• _Collected material_
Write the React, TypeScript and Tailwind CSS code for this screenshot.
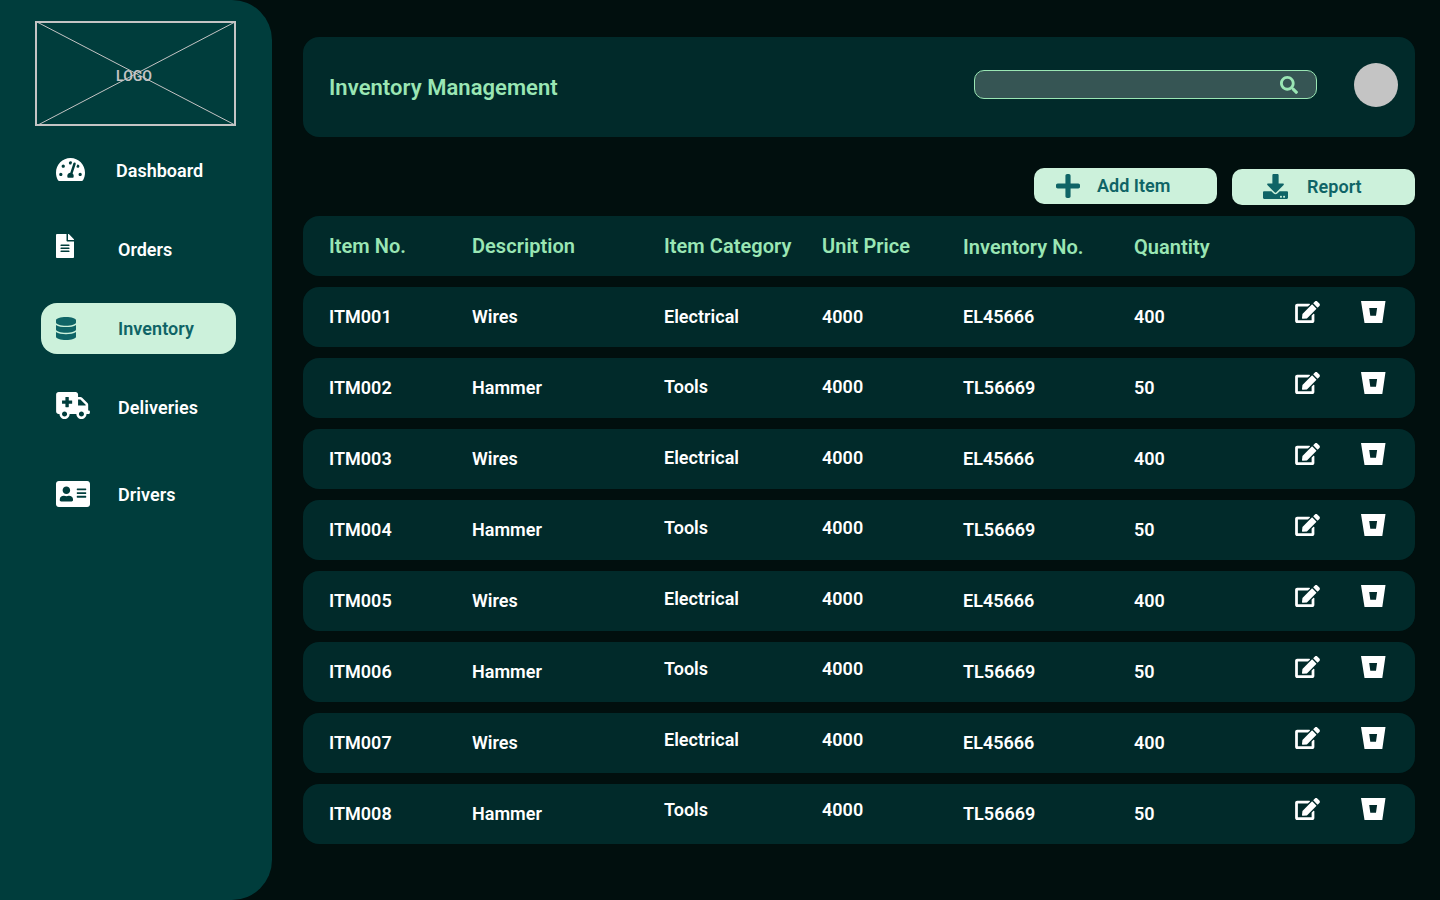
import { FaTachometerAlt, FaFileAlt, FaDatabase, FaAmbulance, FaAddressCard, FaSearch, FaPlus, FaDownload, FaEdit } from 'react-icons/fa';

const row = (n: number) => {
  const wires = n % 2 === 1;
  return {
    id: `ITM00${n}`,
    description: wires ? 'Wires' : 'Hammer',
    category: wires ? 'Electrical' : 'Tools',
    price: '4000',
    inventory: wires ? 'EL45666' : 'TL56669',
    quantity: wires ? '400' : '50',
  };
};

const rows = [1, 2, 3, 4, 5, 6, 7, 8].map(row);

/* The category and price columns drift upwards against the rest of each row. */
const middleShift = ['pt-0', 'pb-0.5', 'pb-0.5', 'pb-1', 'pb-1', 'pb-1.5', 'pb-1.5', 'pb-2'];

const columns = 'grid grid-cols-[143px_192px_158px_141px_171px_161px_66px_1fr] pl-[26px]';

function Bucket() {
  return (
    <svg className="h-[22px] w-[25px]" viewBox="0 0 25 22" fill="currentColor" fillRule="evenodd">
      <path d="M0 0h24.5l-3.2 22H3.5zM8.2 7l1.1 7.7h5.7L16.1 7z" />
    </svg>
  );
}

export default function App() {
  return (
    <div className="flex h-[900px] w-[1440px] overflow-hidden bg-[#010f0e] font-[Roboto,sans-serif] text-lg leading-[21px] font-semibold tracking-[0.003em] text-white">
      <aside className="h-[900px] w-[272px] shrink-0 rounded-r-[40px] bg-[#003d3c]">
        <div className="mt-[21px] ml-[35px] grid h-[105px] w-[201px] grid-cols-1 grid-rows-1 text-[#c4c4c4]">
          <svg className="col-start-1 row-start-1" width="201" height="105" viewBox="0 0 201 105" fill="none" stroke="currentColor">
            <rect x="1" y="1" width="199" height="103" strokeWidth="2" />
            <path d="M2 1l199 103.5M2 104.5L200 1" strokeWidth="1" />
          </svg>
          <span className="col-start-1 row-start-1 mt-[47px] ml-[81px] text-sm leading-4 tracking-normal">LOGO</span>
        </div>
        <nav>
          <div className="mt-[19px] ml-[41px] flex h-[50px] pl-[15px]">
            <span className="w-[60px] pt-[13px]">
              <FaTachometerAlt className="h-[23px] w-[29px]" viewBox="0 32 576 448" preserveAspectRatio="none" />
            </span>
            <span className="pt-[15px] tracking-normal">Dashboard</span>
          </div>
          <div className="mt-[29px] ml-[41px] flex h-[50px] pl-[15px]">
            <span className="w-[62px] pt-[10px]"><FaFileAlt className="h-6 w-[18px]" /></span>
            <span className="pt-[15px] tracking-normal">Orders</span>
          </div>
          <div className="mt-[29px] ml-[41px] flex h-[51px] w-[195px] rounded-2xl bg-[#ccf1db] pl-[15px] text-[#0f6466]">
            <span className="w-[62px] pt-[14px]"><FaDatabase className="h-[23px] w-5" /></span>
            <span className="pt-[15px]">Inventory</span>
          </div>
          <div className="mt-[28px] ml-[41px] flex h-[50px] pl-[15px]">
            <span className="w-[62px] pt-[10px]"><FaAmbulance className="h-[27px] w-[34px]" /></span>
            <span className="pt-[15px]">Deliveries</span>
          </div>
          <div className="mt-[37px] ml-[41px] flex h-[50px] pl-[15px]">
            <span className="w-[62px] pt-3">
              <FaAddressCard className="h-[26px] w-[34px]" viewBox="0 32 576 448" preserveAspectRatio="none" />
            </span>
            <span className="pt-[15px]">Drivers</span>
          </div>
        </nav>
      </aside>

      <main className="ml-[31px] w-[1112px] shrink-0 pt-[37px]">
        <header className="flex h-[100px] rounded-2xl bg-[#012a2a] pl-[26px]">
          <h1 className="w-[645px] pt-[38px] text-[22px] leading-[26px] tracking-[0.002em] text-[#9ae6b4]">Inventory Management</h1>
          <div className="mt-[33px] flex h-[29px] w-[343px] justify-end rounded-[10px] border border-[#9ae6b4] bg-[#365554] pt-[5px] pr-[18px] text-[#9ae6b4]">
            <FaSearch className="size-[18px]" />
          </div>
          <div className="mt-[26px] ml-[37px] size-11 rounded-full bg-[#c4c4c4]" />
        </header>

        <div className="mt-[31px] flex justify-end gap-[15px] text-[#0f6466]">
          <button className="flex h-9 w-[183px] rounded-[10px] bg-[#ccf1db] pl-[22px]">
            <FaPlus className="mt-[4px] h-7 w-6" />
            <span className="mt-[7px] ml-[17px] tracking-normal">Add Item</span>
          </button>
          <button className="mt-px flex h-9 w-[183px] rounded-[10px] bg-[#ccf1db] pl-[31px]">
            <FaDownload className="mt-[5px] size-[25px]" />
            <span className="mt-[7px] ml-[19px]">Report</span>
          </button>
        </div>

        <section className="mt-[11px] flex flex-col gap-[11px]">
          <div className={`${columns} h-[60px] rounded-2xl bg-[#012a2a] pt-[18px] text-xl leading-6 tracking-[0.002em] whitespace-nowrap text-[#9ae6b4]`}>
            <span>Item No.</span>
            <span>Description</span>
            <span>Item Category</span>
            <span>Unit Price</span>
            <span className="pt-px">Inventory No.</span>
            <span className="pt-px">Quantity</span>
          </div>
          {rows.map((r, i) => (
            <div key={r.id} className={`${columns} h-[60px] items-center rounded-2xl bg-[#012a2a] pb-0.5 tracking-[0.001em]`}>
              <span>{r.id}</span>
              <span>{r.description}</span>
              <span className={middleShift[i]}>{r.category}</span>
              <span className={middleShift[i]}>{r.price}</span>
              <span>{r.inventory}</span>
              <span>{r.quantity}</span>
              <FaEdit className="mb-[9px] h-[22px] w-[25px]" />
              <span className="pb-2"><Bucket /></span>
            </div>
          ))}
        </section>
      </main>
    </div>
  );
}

• _Written task_
Pictures are excluded; extract exactly the lines from the start of the data through the line that holds "FaPlus, FaDownload, FaEdit", both ends included.

• _Final result_
Write the React, TypeScript and Tailwind CSS code for this screenshot.
import { FaTachometerAlt, FaFileAlt, FaDatabase, FaAmbulance, FaAddressCard, FaSearch, FaPlus, FaDownload, FaEdit } from 'react-icons/fa';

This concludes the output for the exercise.